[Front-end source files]
○ ○ ○ ○

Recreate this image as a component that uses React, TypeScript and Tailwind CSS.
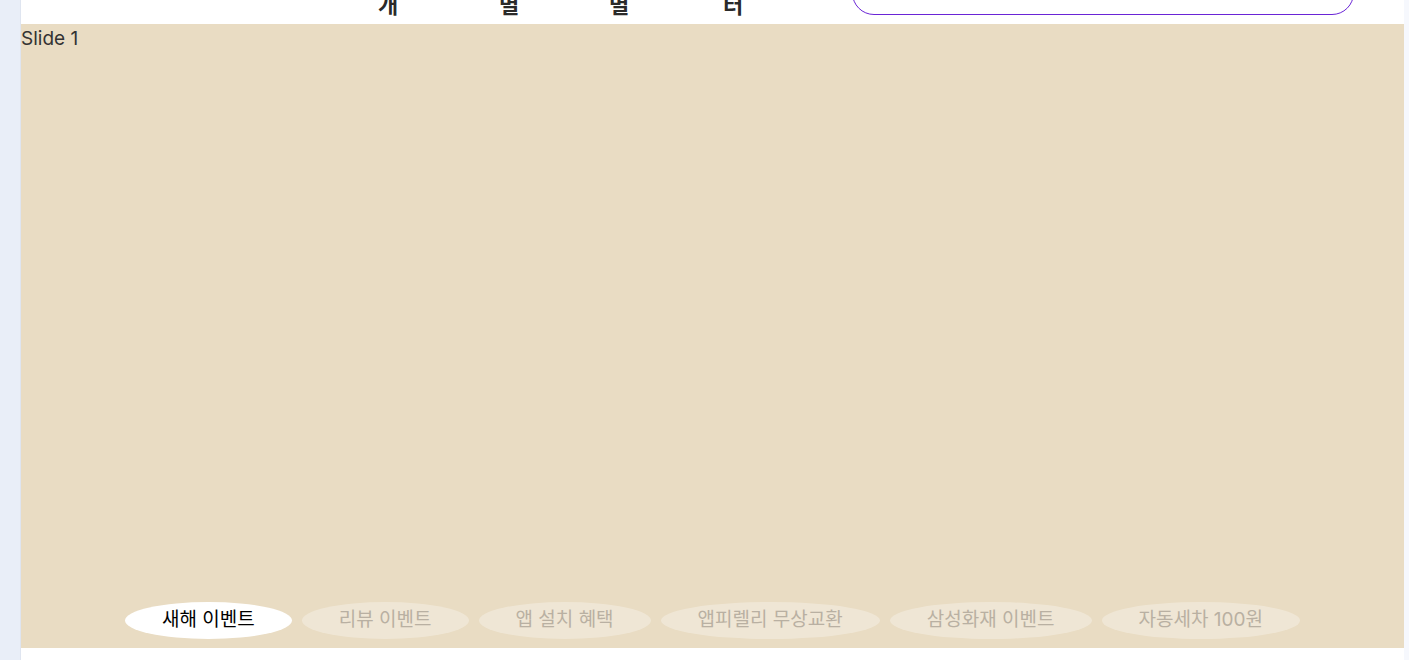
import { FC } from "react";

const navItems = [
  { label: "회사소개", cls: "ml-[357px]" },
  { label: "지역별", cls: "ml-[99px]" },
  { label: "유형별", cls: "ml-[88px]" },
  { label: "고객센터", cls: "ml-[92px]" },
];

const tabs = ["리뷰 이벤트", "앱 설치 혜택", "앱피렐리 무상교환", "삼성화재 이벤트", "자동세차 100원"];

const Header: FC = () => (
  <header className="h-[24px] overflow-hidden bg-white flex items-end">
    <ul className="flex items-end pb-[6px]">
      {navItems.map((item) => (
        <li
          key={item.label}
          className={`${item.cls} w-[22px] text-[22px] leading-[26px] font-semibold text-[#2a2a2a]`}
        >
          {item.label}
        </li>
      ))}
    </ul>
    <div className="ml-auto mr-[50px] mb-[9px] w-[502px] h-[44px] shrink-0 rounded-full border border-[#6a24d6] bg-white" />
  </header>
);

const Slider: FC = () => (
  <section className="h-[624px] bg-[#e9dcc3] flex flex-col">
    <div className="flex-1 text-[19px] leading-[1.55] text-[#333]">Slide 1</div>
    <div className="flex justify-center gap-[10px] pb-[9px]">
      <button className="h-[37px] px-[37px] flex items-center rounded-[50%] bg-white text-[19px] text-black">
        <span>새해 이벤트</span>
      </button>
      {tabs.map((t) => (
        <button
          key={t}
          className="h-[37px] px-[37px] flex items-center rounded-[50%] bg-white/30 text-[19px] text-[#b9b0a2]"
        >
          {t}
        </button>
      ))}
    </div>
  </section>
);

export default function App() {
  return (
    <div
      className="flex h-[660px] w-full overflow-hidden bg-white"
      style={{ fontFamily: 'Inter, "Noto Sans CJK KR", sans-serif' }}
    >
      <div className="w-[21px] shrink-0 bg-[#e9eef8] border-r border-[#dfe5f0]" />
      <main className="flex-1 flex flex-col bg-white">
        <Header />
        <Slider />
      </main>
      <div className="w-[5px] shrink-0 bg-[#f6f8fd]" />
    </div>
  );
}
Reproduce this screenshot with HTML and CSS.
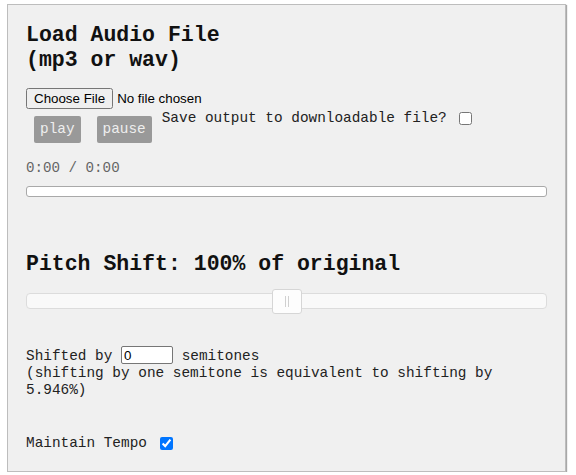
FILE: index.html
```html
<!DOCTYPE html>
<html>
<head>
<meta charset="utf-8">
<link rel="stylesheet" href="styles.css">
</head>
<body>
<div class="panel">
  <h2 class="title">Load Audio File<br>(mp3 or wav)</h2>
  <div class="file-row"><input type="file" class="file"></div>
  <div class="controls">
    <button class="btn">play</button>
    <button class="btn">pause</button>
    <label class="save">Save output to downloadable file? <input type="checkbox" class="check"></label>
  </div>
  <div class="time">0:00 / 0:00</div>
  <div class="progress"></div>
  <h2 class="title pitch">Pitch Shift: 100% of original</h2>
  <div class="slider"><span class="thumb"><span class="grip"></span></span></div>
  <p class="shift">Shifted by <input class="semi" type="text" value="0"> semitones<br>(shifting by one semitone is equivalent to shifting by<br>5.946%)</p>
  <p class="tempo">Maintain Tempo <input type="checkbox" class="check" checked></p>
</div>
</body>
</html>
```
FILE: styles.css
```css
html, body {
  margin: 0;
  padding: 0;
  background: #ffffff;
}
body {
  font-family: "Liberation Mono", "Courier New", monospace;
  font-size: 14.4px;
  line-height: 17px;
  color: #222;
}
.panel {
  margin: 4px 0 0 7px;
  width: 521px;
  padding: 18px 18px 18px 18px;
  background: #f0f0f0;
  border: 1px solid #bdbdbd;
  box-shadow: 1px 1px 1px #a8a8a8;
}
.title {
  margin: 0 0 15px 0;
  font-size: 21.5px;
  line-height: 25px;
  font-weight: bold;
  color: #111;
}
.file-row {
  height: 20px;
}
.file {
  font-family: "Liberation Sans", Arial, sans-serif;
  font-size: 13.33px;
  margin: 0;
  color: #000;
}
.controls {
  display: flex;
  align-items: flex-start;
}
.btn {
  margin: 8px;
  padding: 5px 6px;
  border: none;
  border-radius: 2px;
  background: #999999;
  color: #eeeeee;
  font-family: "Liberation Mono", "Courier New", monospace;
  font-size: 14.4px;
  line-height: 17px;
}
.save {
  margin-top: 1px;
  margin-left: 2px;
}
.check {
  vertical-align: -3px;
  margin: 3px 3px 3px 4px;
}
.time {
  margin-top: 9px;
  color: #666;
  font-size: 14.2px;
}
.progress {
  margin-top: 9px;
  height: 9px;
  background: #ffffff;
  border: 1px solid #a9a9a9;
  border-radius: 3px;
}
.pitch {
  margin: 55px 0 16px 0;
}
.slider {
  position: relative;
  height: 14px;
  background: #f9f9f9;
  border: 1px solid #dcdcdc;
  border-radius: 4px;
}
.thumb {
  position: absolute;
  left: 245px;
  top: -5px;
  width: 28px;
  height: 23px;
  background: #fdfdfd;
  border: 1px solid #d6d6d6;
  border-radius: 3px;
  display: flex;
  justify-content: center;
  align-items: center;
}
.grip {
  width: 2px;
  height: 11px;
  border-left: 1px solid #d0d0d0;
  border-right: 1px solid #d0d0d0;
}
.shift {
  margin: 37px 0 0 0;
}
.semi {
  width: 52px;
  height: 18px;
  box-sizing: border-box;
  padding: 1px 2px;
  border: 1px solid #767676;
  border-radius: 2px;
  font-family: "Liberation Sans", Arial, sans-serif;
  font-size: 13.33px;
  background: #fff;
  margin: 0;
}
.tempo {
  margin: 35px 0 0 0;
}
```
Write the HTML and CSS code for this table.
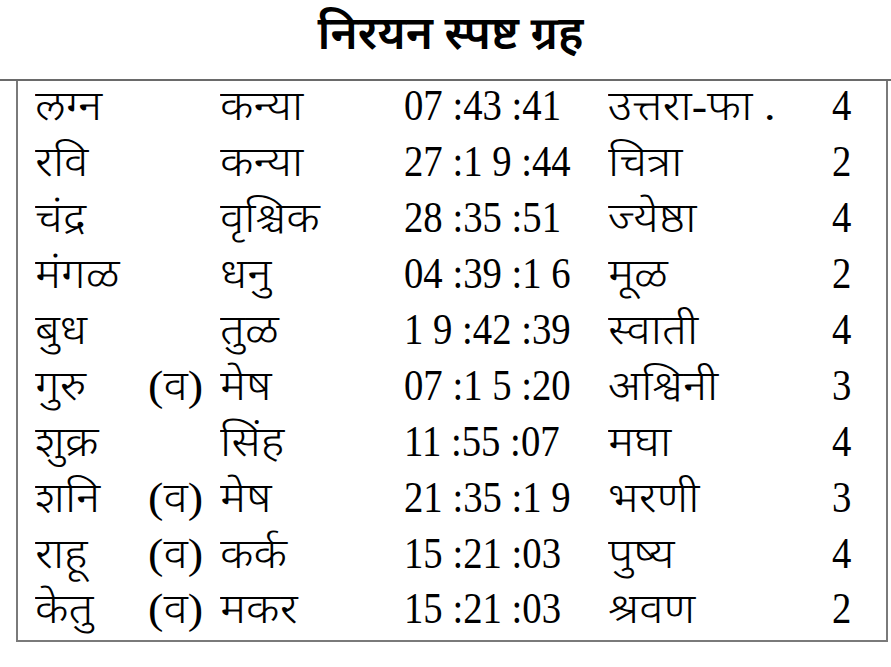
FILE: index.html
```html
<!DOCTYPE html>
<html lang="mr">
<head>
<meta charset="utf-8">
<link rel="stylesheet" href="styles.css">
<title>निरयन स्पष्ट ग्रह</title>
</head>
<body>
<h1 class="title">निरयन स्पष्ट ग्रह</h1>
<div class="frame">
  <div class="box">
    <div class="row"><span class="c"><span class="dv">लग्न</span></span><span class="c"></span><span class="c"><span class="dv">कन्या</span></span><span class="c num">07 :43 :41</span><span class="c"><span class="dv">उत्तरा-फा .</span></span><span class="c num">4</span></div>
    <div class="row"><span class="c"><span class="dv">रवि</span></span><span class="c"></span><span class="c"><span class="dv">कन्या</span></span><span class="c num">27 :1 9 :44</span><span class="c"><span class="dv">चित्रा</span></span><span class="c num">2</span></div>
    <div class="row"><span class="c"><span class="dv">चंद्र</span></span><span class="c"></span><span class="c"><span class="dv">वृश्चिक</span></span><span class="c num">28 :35 :51</span><span class="c"><span class="dv">ज्येष्ठा</span></span><span class="c num">4</span></div>
    <div class="row"><span class="c"><span class="dv">मंगळ</span></span><span class="c"></span><span class="c"><span class="dv">धनु</span></span><span class="c num">04 :39 :1 6</span><span class="c"><span class="dv">मूळ</span></span><span class="c num">2</span></div>
    <div class="row"><span class="c"><span class="dv">बुध</span></span><span class="c"></span><span class="c"><span class="dv">तुळ</span></span><span class="c num">1 9 :42 :39</span><span class="c"><span class="dv">स्वाती</span></span><span class="c num">4</span></div>
    <div class="row"><span class="c"><span class="dv">गुरु</span></span><span class="c"><span class="dv">(व)</span></span><span class="c"><span class="dv">मेष</span></span><span class="c num">07 :1 5 :20</span><span class="c"><span class="dv">अश्विनी</span></span><span class="c num">3</span></div>
    <div class="row"><span class="c"><span class="dv">शुक्र</span></span><span class="c"></span><span class="c"><span class="dv">सिंह</span></span><span class="c num">11 :55 :07</span><span class="c"><span class="dv">मघा</span></span><span class="c num">4</span></div>
    <div class="row"><span class="c"><span class="dv">शनि</span></span><span class="c"><span class="dv">(व)</span></span><span class="c"><span class="dv">मेष</span></span><span class="c num">21 :35 :1 9</span><span class="c"><span class="dv">भरणी</span></span><span class="c num">3</span></div>
    <div class="row"><span class="c"><span class="dv">राहू</span></span><span class="c"><span class="dv">(व)</span></span><span class="c"><span class="dv">कर्क</span></span><span class="c num">15 :21 :03</span><span class="c"><span class="dv">पुष्य</span></span><span class="c num">4</span></div>
    <div class="row"><span class="c"><span class="dv">केतु</span></span><span class="c"><span class="dv">(व)</span></span><span class="c"><span class="dv">मकर</span></span><span class="c num">15 :21 :03</span><span class="c"><span class="dv">श्रवण</span></span><span class="c num">2</span></div>
  </div>
</div>
</body>
</html>
```

FILE: styles.css
```css
html, body {
  margin: 0;
  padding: 0;
  background: #ffffff;
}
body {
  width: 891px;
  height: 667px;
  overflow: hidden;
  font-family: "Liberation Serif", "Noto Sans Devanagari", serif;
  color: #000;
}
.title {
  margin: 0;
  height: 79px;
  box-sizing: border-box;
  padding-top: 4px;
  padding-left: 10px;
  text-align: center;
  font-size: 46px;
  line-height: 60px;
  font-weight: 600;
}
.frame {
  border-top: 2px solid #6a6a6a;
}
.box {
  margin: 0 3px 0 16px;
  border-left: 2px solid #7a7a7a;
  border-right: 2px solid #7a7a7a;
  border-bottom: 2px solid #7a7a7a;
  height: 559px;
  padding: 0 0 0 17px;
  box-sizing: content-box;
}
.row {
  display: grid;
  grid-template-columns: 113px 72px 184px 204px 224px auto;
  height: 55.9px;
  box-sizing: border-box;
  padding-bottom: 5px;
  align-items: center;
}
.c {
  font-size: 42px;
  line-height: 50px;
  white-space: nowrap;
}
.dv {
  display: inline-block;
  font-weight: 300;
  transform: scaleX(1.1);
  transform-origin: left center;
}
.num {
  display: inline-block;
  font-size: 44px;
  transform: scaleX(0.88);
  transform-origin: left center;
}
```
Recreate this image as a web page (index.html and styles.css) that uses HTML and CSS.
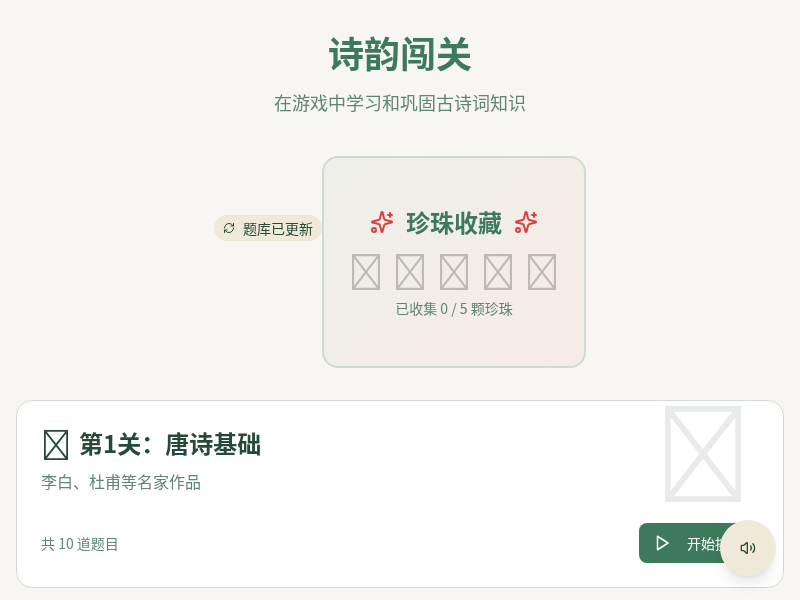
FILE: index.html
```html
<!DOCTYPE html>
<html lang="zh">
<head>
    <title>诗韵闯关</title>
    <meta name="viewport" content="width=device-width, initial-scale=1">
    <link rel="stylesheet" href="styles.css">
</head>
<body>
    <svg class="defs" width="0" height="0">
        <symbol id="pic" viewBox="0 0 80 100" preserveAspectRatio="none">
            <path d="M3 3H77V97H3ZM3 3L77 97M77 3L3 97" fill="none" stroke="currentColor" stroke-width="6"/>
        </symbol>
        <symbol id="sparkle" viewBox="0 0 24 24">
            <g fill="none" stroke="currentColor" stroke-width="2" stroke-linecap="round" stroke-linejoin="round">
                <path d="M9.937 15.5A2 2 0 0 0 8.5 14.063l-6.135-1.582a.5.5 0 0 1 0-.962L8.5 9.936A2 2 0 0 0 9.937 8.5l1.582-6.135a.5.5 0 0 1 .963 0L14.063 8.5A2 2 0 0 0 15.5 9.937l6.135 1.581a.5.5 0 0 1 0 .964L15.5 14.063a2 2 0 0 0-1.437 1.437l-1.582 6.135a.5.5 0 0 1-.963 0z"/>
                <path d="M20 3v4M22 5h-4"/>
                <circle cx="4" cy="20" r="2"/>
            </g>
        </symbol>
    </svg>

    <div class="container">
        <header class="header">
            <h1>诗韵闯关</h1>
            <p>在游戏中学习和巩固古诗词知识</p>
        </header>

        <section class="pearl-wrap">
            <div class="pearl-card">
                <div class="update-badge">
                    <svg class="refresh" viewBox="0 0 24 24" fill="none" stroke="currentColor" stroke-width="2" stroke-linecap="round" stroke-linejoin="round">
                        <path d="M3 12a9 9 0 0 1 9-9 9.75 9.75 0 0 1 6.74 2.74L21 8"/>
                        <path d="M21 3v5h-5"/>
                        <path d="M21 12a9 9 0 0 1-9 9 9.75 9.75 0 0 1-6.74-2.74L3 16"/>
                        <path d="M8 16H3v5"/>
                    </svg>
                    <span>题库已更新</span>
                </div>
                <div class="pearl-title">
                    <svg class="sparkle"><use href="#sparkle"/></svg>
                    <h2>珍珠收藏</h2>
                    <svg class="sparkle"><use href="#sparkle"/></svg>
                </div>
                <div class="pearl-row">
                    <svg class="pearl"><use href="#pic"/></svg>
                    <svg class="pearl"><use href="#pic"/></svg>
                    <svg class="pearl"><use href="#pic"/></svg>
                    <svg class="pearl"><use href="#pic"/></svg>
                    <svg class="pearl"><use href="#pic"/></svg>
                </div>
                <p class="pearl-count">已收集 0 / 5 颗珍珠</p>
            </div>
        </section>

        <section class="level-card">
            <svg class="level-bg"><use href="#pic"/></svg>
            <div class="level-title">
                <svg class="level-icon"><use href="#pic"/></svg>
                <h3>第1关：唐诗基础</h3>
            </div>
            <p class="level-desc">李白、杜甫等名家作品</p>
            <div class="level-foot">
                <span class="level-num">共 10 道题目</span>
                <button class="start-btn">
                    <svg class="play" viewBox="0 0 24 24" fill="none" stroke="currentColor" stroke-width="2" stroke-linecap="round" stroke-linejoin="round">
                        <polygon points="6 3 20 12 6 21 6 3"/>
                    </svg>
                    <span>开始挑战</span>
                </button>
            </div>
        </section>
    </div>

    <button class="sound-btn">
        <svg class="volume" viewBox="0 0 24 24" fill="none" stroke="currentColor" stroke-width="2" stroke-linecap="round" stroke-linejoin="round">
            <path d="M11 4.702a.705.705 0 0 0-1.203-.498L6.413 7.587A1.4 1.4 0 0 1 5.416 8H3a1 1 0 0 0-1 1v6a1 1 0 0 0 1 1h2.416a1.4 1.4 0 0 1 .997.413l3.383 3.384A.705.705 0 0 0 11 19.298z"/>
            <path d="M16 9a5 5 0 0 1 0 6"/>
            <path d="M19.364 18.364a9 9 0 0 0 0-12.728"/>
        </svg>
    </button>
</body>
</html>
```

FILE: styles.css
```css
html, body {
    height: 100%;
}
body {
    font-family: "Noto Sans CJK SC", "Noto Sans", sans-serif;
    margin: 0;
    background-color: #f8f6f2;
    color: #264a3a;
    overflow: hidden;
}
.defs {
    position: absolute;
}
.container {
    padding: 30px 16px 0;
    will-change: transform;
}
.header {
    text-align: center;
}
.header h1 {
    margin: 0;
    font-size: 36px;
    line-height: 44px;
    font-weight: 700;
    color: #3d7a5c;
}
.header p {
    margin: 16px 0 0;
    font-size: 18px;
    line-height: 24px;
    color: #5f8573;
}
.pearl-wrap {
    display: flex;
    justify-content: center;
    margin-top: 42px;
    padding-left: 108px;
}
.pearl-card {
    position: relative;
    box-sizing: border-box;
    width: 264px;
    height: 212px;
    display: flex;
    flex-direction: column;
    align-items: center;
    justify-content: center;
    border: 2px solid #cfdad1;
    border-radius: 16px;
    background: linear-gradient(135deg, #eeefe9, #f6ebe6);
}
.update-badge {
    position: absolute;
    top: 57px;
    right: 262px;
    display: flex;
    align-items: center;
    gap: 8px;
    height: 26px;
    padding: 0 9px;
    border-radius: 13px;
    background-color: #efe9da;
    font-size: 14px;
    white-space: nowrap;
}
.refresh {
    width: 12px;
    height: 12px;
}
.pearl-title {
    display: flex;
    align-items: center;
    gap: 12px;
}
.pearl-title h2 {
    margin: 0;
    font-size: 24px;
    line-height: 32px;
    font-weight: 700;
    color: #3d7a5c;
}
.sparkle {
    width: 24px;
    height: 24px;
    color: #dc3c44;
}
.pearl-row {
    display: flex;
    gap: 16px;
    margin-top: 16px;
}
.pearl {
    width: 28px;
    height: 36px;
    color: #bdbab4;
}
.pearl-count {
    margin: 8px 0 0;
    font-size: 14px;
    line-height: 20px;
    color: #5f8573;
}
.level-card {
    position: relative;
    box-sizing: border-box;
    height: 188px;
    margin-top: 32px;
    padding: 24px;
    border: 1px solid #cfdad1;
    border-radius: 16px;
    background-color: #fff;
}
.level-bg {
    position: absolute;
    top: 5px;
    right: 42px;
    width: 76px;
    height: 96px;
    color: #e8ebe9;
}
.level-title {
    display: flex;
    align-items: center;
    gap: 11px;
    padding-left: 3px;
    margin-top: 3px;
}
.level-icon {
    width: 24px;
    height: 30px;
    color: #264a3a;
}
.level-title h3 {
    margin: 0;
    padding-bottom: 4px;
    font-size: 24px;
    line-height: 30px;
    font-weight: 700;
}
.level-desc {
    margin: 7px 0 0;
    font-size: 16px;
    line-height: 24px;
    color: #5f8573;
}
.level-foot {
    display: flex;
    align-items: center;
    justify-content: space-between;
    margin-top: 30px;
}
.level-num {
    font-size: 14px;
    color: #5f8573;
}
.start-btn {
    display: flex;
    align-items: center;
    gap: 16px;
    height: 40px;
    padding: 0 16px 0 14px;
    border: none;
    border-radius: 8px;
    background-color: #3d7a5c;
    color: #fff;
    font-family: inherit;
    font-size: 14px;
}
.play {
    width: 18px;
    height: 18px;
}
.sound-btn {
    position: fixed;
    right: 24px;
    bottom: 24px;
    width: 56px;
    height: 56px;
    display: flex;
    align-items: center;
    justify-content: center;
    padding: 0;
    border: none;
    border-radius: 50%;
    background-color: #efe9da;
    color: #264a3a;
    box-shadow: 0 10px 15px -3px rgba(0,0,0,0.1), 0 4px 6px -4px rgba(0,0,0,0.1);
}
.volume {
    width: 16px;
    height: 16px;
}
```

○ ○ ○ ○

**Required work:** Check each line above for the word "image" and copy the ones that have it.

**Result of this exercise:**
Recreate this image as a component that uses React, TypeScript and Tailwind CSS.
Recreate this image as a web page (index.html and styles.css) that uses HTML and CSS.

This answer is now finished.